The New York-based singer-songwriter emerges from another years-long silence to deliver her most stunning, enthralling, off-the-rails album yet, an absolutely riveting musical experience.



Originally published on 4/20/20.


Fiona Apple McAfee-Maggart, best known by her first and middle name, has been a staple of the art pop genre since the mid-90s, yet is also famously reclusive. She’s spent almost her whole career releasing one album every several years before retreating from the spotlight once again. Back in 1996, at just 18, she released her first album Tidal, an album that displayed a talented, surprisingly mature voice in piano rock; she ended up winning both a Grammy and a VMA for the hit single “Criminal.” Three years later, the even better When the Pawn… updated her sound a little bit, with stronger songwriting and arrangements that showed what she was truly capable of. After a much-publicized battle with her label, Apple’s third album Extraordinary Machine was finally released in 2005, a record that continued her quality streak despite not really changing her sound at all. Things wouldn’t get absolutely heart-stopping, of course, until 2012 with the excellent The Idler Wheel…, an album that showcased a much more intimate side of her. Stripping back her style for a larger focus on sound-play, self-recorded percussive sounds and loops, and emotional potency, The Idler Wheel… is her best album to date.

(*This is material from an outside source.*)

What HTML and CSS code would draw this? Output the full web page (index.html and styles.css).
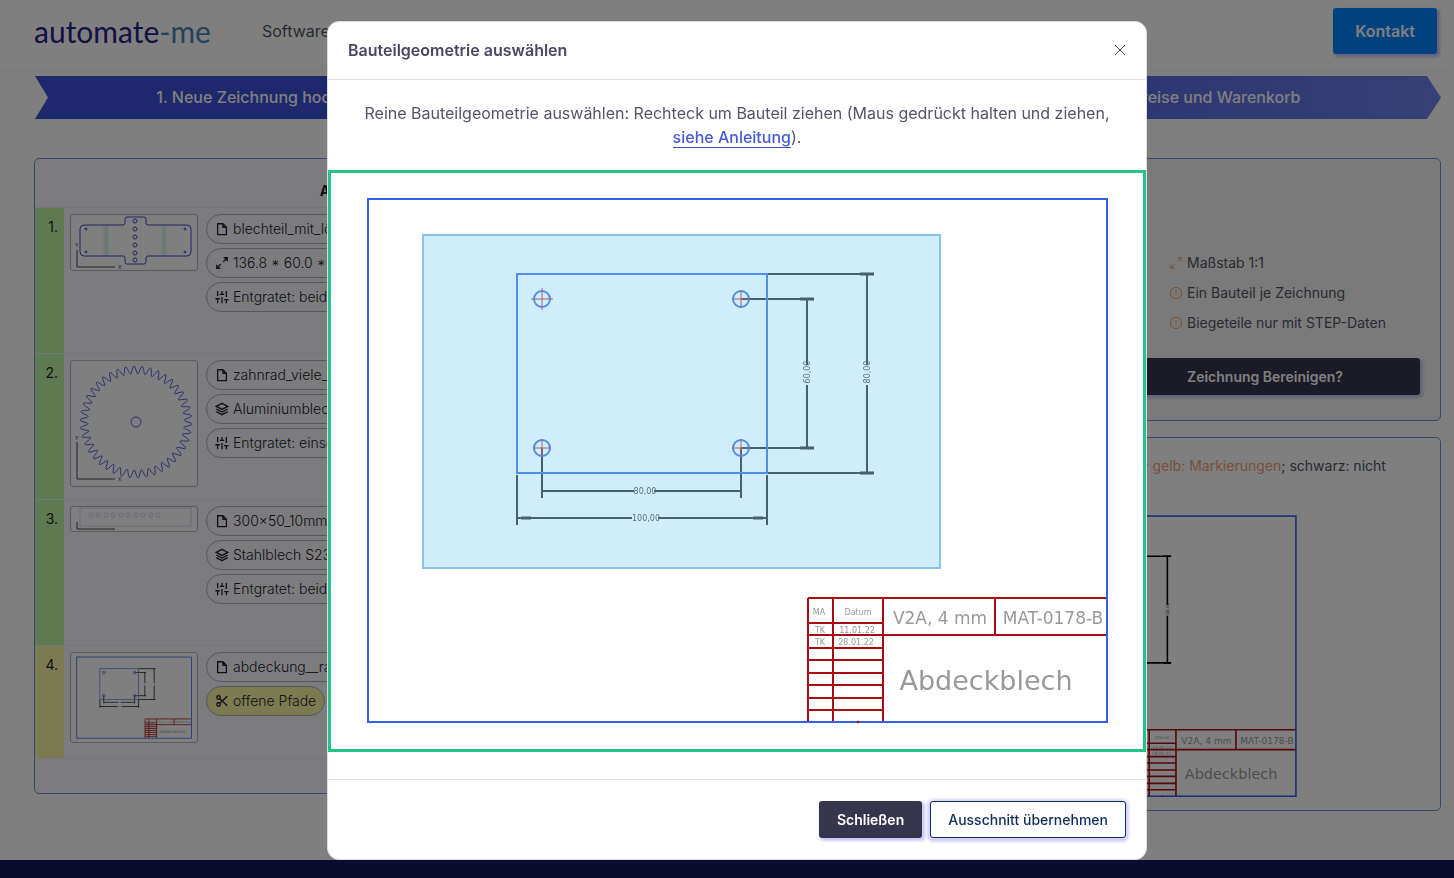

Or it was – until April 17th, 2020.


Where to even start with Fetch the Bolt Cutters? With the fact that it’s a complete and utter overhaul of the sound she built her name on? That it’s her most powerful musical statement yet? That it should be considered mandatory listening for anyone who claims to be a fan of good music? What about its remarkable achievement of being (at the time of this review’s upload) the highest-rated album on Metacritic, as well as being the first new record since 2010 to get a perfect score from Pitchfork? See, once in a while there comes an album that is so radical, so disorienting, so dumbfounding in its greatness that it’s genuinely difficult for the listener to gather all their thoughts about it, even after multiple listens. Ladies and gentlemen, we have another album in that category.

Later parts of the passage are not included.